• _Extracted entries_:
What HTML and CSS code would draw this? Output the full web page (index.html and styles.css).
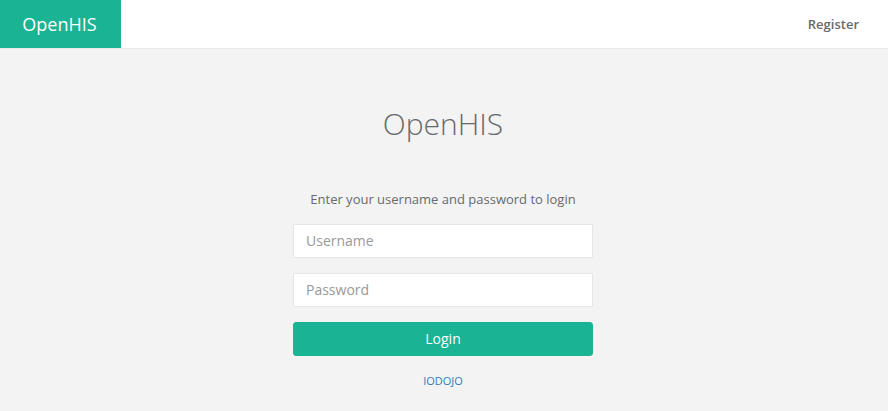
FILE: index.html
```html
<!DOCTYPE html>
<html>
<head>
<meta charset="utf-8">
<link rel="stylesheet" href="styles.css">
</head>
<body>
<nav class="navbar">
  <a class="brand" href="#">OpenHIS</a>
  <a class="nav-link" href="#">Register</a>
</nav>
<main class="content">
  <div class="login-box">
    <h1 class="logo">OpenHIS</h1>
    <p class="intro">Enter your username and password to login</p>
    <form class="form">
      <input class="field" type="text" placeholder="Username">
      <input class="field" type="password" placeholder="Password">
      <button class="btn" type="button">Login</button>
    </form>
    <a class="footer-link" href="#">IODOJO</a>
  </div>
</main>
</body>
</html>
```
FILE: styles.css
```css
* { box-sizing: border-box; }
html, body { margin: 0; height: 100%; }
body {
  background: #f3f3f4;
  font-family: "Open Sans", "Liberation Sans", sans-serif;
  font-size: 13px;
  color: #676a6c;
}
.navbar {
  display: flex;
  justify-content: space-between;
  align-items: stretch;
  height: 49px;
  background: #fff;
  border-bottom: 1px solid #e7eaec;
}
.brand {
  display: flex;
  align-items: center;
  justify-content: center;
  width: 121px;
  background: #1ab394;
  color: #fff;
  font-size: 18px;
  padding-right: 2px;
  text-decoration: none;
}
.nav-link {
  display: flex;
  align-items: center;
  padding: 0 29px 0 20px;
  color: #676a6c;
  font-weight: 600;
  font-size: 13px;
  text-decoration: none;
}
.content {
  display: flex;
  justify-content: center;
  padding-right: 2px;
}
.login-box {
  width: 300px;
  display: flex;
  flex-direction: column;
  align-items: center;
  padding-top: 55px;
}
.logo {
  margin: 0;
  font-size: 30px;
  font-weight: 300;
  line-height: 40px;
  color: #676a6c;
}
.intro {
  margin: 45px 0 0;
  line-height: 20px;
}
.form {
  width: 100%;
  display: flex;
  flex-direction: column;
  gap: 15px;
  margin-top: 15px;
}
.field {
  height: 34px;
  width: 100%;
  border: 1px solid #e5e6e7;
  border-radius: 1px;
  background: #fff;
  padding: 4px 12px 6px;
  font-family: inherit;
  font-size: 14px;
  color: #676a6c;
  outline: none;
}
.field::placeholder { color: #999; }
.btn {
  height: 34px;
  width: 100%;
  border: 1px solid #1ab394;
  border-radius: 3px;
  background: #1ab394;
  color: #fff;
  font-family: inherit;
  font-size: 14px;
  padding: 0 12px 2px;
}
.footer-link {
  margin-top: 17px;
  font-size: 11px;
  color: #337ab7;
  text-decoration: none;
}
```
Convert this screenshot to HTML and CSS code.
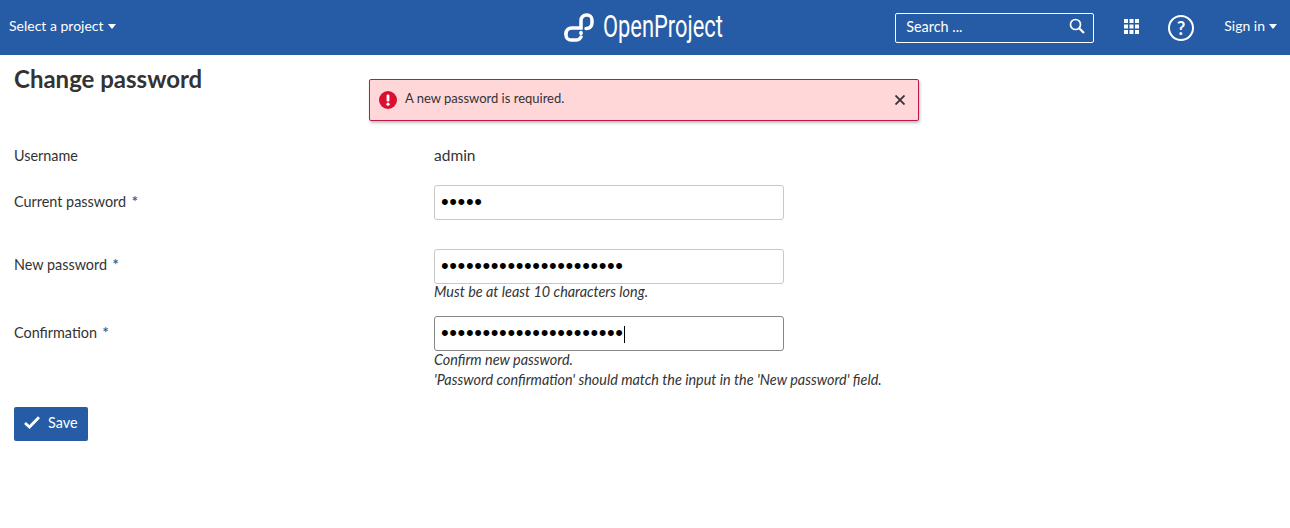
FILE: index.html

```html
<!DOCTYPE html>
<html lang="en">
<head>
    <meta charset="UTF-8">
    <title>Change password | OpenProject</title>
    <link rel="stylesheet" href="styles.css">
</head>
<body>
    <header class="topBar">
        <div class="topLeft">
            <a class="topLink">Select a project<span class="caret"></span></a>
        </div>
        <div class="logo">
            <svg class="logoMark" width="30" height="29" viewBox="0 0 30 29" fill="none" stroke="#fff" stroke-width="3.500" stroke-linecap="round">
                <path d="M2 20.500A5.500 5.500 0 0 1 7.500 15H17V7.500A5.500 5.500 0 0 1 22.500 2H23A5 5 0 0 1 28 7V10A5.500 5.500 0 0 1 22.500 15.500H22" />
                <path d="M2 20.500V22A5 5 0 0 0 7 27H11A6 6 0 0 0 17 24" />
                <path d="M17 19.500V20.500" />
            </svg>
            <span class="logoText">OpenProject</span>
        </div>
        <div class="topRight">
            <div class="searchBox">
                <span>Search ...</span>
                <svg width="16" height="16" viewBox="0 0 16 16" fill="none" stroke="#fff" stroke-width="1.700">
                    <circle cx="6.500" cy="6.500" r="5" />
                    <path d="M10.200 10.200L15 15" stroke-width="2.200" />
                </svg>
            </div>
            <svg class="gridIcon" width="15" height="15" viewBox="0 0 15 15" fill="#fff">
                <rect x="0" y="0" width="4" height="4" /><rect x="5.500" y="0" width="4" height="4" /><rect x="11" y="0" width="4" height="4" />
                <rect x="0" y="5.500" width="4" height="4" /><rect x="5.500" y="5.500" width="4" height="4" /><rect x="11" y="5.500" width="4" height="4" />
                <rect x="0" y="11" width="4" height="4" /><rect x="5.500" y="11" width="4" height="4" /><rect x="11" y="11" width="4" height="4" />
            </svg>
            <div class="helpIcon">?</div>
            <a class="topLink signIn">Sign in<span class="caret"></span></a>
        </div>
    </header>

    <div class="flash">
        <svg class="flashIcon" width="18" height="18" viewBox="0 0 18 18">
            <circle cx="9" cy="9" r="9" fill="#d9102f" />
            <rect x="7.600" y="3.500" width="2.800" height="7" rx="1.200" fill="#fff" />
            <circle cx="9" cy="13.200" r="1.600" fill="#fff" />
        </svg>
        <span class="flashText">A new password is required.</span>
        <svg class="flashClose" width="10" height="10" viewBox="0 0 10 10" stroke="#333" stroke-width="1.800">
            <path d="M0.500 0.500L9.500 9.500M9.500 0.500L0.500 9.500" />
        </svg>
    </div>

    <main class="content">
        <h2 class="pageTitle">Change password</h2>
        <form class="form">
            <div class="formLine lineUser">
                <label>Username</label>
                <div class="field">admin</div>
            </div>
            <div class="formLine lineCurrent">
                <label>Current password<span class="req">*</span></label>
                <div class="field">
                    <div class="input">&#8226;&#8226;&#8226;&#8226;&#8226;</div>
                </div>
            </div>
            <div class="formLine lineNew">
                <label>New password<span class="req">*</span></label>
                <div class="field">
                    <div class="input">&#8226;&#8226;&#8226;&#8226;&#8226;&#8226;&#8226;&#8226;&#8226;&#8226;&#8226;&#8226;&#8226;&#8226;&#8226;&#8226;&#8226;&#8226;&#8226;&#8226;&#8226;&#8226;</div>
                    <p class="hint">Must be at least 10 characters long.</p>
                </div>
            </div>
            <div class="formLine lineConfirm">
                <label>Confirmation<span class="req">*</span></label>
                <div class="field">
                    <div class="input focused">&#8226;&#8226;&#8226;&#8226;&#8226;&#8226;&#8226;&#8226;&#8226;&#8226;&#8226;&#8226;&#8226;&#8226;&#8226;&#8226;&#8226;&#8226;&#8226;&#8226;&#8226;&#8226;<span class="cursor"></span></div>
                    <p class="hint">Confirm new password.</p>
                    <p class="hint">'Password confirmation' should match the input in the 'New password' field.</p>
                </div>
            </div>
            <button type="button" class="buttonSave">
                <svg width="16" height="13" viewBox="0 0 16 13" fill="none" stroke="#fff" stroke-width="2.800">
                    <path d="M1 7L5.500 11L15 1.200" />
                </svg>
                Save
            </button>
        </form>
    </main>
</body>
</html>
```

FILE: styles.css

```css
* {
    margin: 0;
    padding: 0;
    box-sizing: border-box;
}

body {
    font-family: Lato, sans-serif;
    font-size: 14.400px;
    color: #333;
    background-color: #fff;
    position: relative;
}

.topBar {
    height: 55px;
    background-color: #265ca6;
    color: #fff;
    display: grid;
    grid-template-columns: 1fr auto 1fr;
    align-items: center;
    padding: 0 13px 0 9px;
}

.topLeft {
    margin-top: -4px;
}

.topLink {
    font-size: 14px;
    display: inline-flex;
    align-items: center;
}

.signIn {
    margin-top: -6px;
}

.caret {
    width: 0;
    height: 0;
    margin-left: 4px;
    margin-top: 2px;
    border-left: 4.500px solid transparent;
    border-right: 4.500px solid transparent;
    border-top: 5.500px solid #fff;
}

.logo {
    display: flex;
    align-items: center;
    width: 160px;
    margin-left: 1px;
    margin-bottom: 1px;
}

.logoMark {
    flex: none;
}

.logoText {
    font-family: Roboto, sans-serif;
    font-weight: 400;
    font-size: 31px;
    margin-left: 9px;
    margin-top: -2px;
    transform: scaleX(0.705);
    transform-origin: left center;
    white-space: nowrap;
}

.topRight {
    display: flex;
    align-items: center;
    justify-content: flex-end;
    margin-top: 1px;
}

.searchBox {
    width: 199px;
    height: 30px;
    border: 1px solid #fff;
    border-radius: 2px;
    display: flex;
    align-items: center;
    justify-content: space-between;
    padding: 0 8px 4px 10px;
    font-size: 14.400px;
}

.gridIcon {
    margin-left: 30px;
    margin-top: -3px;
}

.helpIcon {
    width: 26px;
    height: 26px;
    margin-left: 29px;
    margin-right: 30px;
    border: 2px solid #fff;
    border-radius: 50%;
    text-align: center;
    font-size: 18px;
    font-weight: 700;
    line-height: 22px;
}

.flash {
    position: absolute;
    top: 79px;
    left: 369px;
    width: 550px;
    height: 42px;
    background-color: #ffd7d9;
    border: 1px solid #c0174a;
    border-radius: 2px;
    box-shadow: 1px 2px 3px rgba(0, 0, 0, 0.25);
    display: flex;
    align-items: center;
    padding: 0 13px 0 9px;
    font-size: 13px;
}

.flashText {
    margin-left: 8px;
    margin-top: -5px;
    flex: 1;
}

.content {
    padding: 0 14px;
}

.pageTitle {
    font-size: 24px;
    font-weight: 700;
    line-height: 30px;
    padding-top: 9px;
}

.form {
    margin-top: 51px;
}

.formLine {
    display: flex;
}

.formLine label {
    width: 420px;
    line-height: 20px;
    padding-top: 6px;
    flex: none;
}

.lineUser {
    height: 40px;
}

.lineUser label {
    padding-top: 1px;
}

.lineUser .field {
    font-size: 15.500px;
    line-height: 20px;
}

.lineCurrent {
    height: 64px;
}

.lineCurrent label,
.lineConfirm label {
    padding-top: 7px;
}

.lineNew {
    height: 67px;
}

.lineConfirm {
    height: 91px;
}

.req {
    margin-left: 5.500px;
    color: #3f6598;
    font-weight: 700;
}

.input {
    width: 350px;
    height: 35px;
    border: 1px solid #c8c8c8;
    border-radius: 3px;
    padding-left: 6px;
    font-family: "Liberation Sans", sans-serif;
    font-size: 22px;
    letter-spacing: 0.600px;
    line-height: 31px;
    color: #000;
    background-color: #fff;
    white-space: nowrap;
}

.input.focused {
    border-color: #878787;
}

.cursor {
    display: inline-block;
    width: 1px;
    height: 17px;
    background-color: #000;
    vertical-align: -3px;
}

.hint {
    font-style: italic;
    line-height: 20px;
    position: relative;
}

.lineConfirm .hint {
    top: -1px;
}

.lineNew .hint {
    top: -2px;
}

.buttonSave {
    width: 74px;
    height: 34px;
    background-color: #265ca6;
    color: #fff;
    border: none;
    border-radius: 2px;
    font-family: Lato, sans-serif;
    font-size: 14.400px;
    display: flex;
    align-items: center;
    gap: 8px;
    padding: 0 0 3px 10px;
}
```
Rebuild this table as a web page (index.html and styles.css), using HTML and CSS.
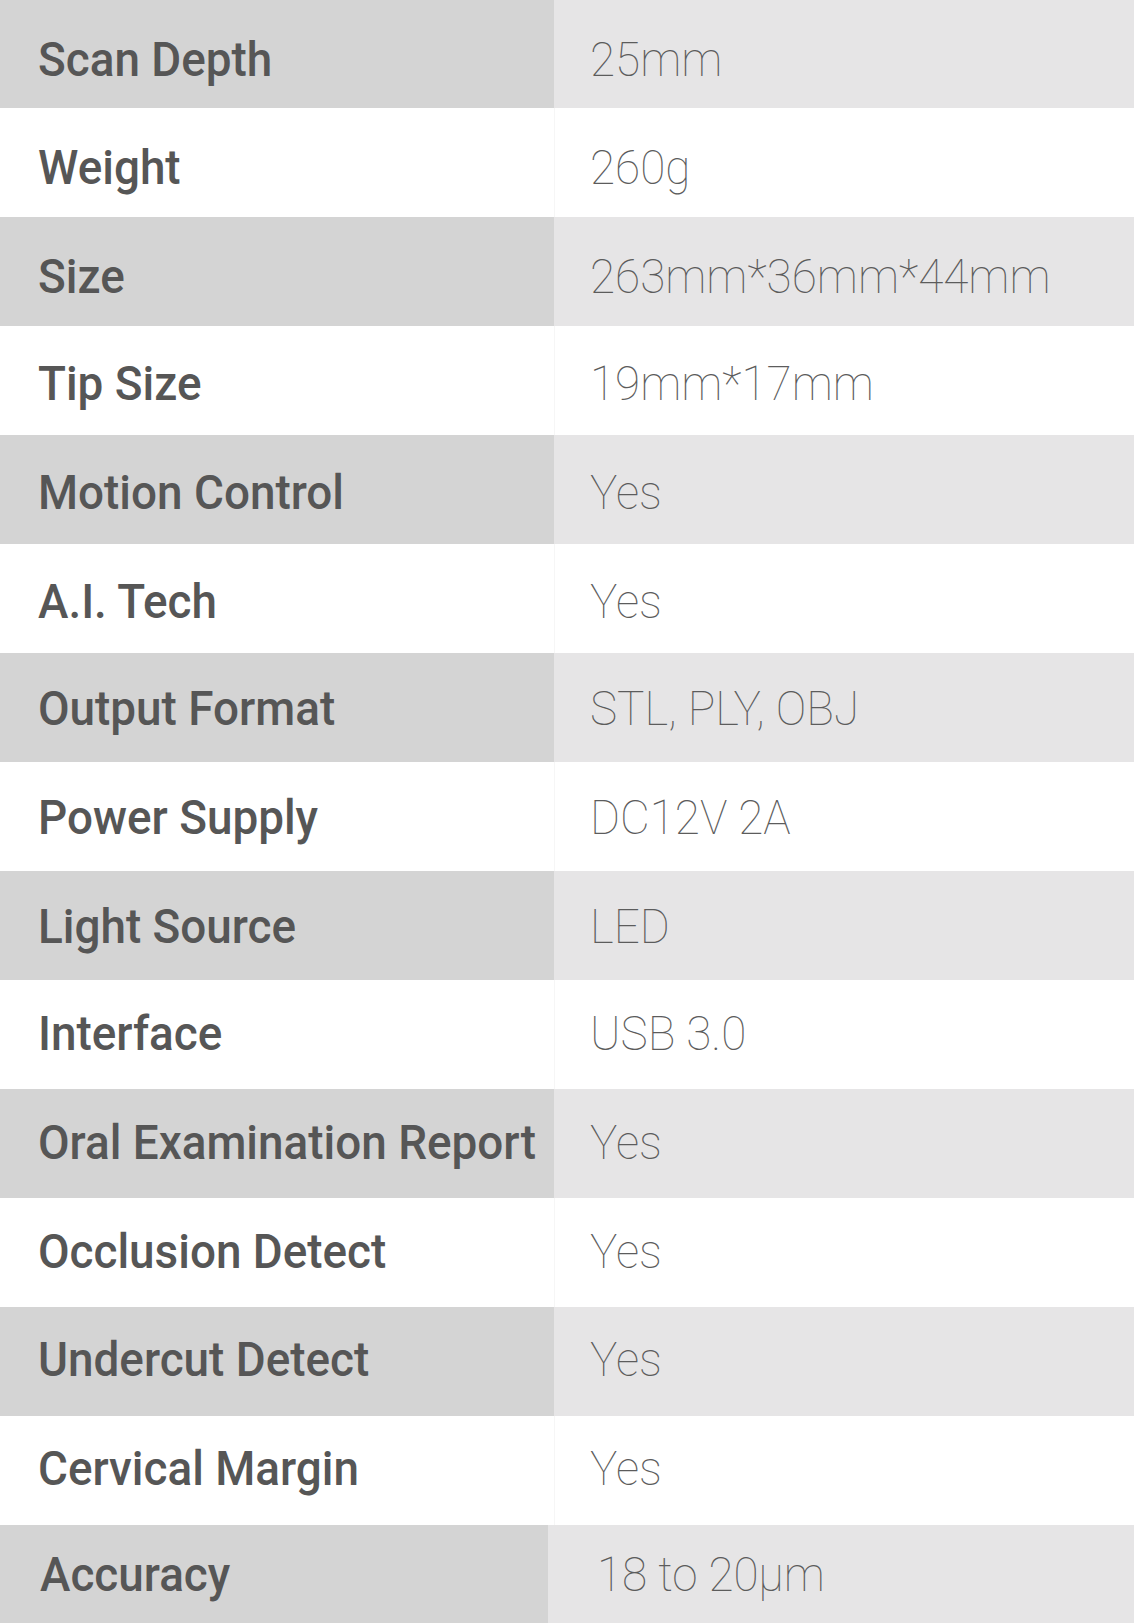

• _Aim_:
Tally the lines of the preceding listing in which the word "styles" appears; state nothing but the total.

• _Correct response_:
6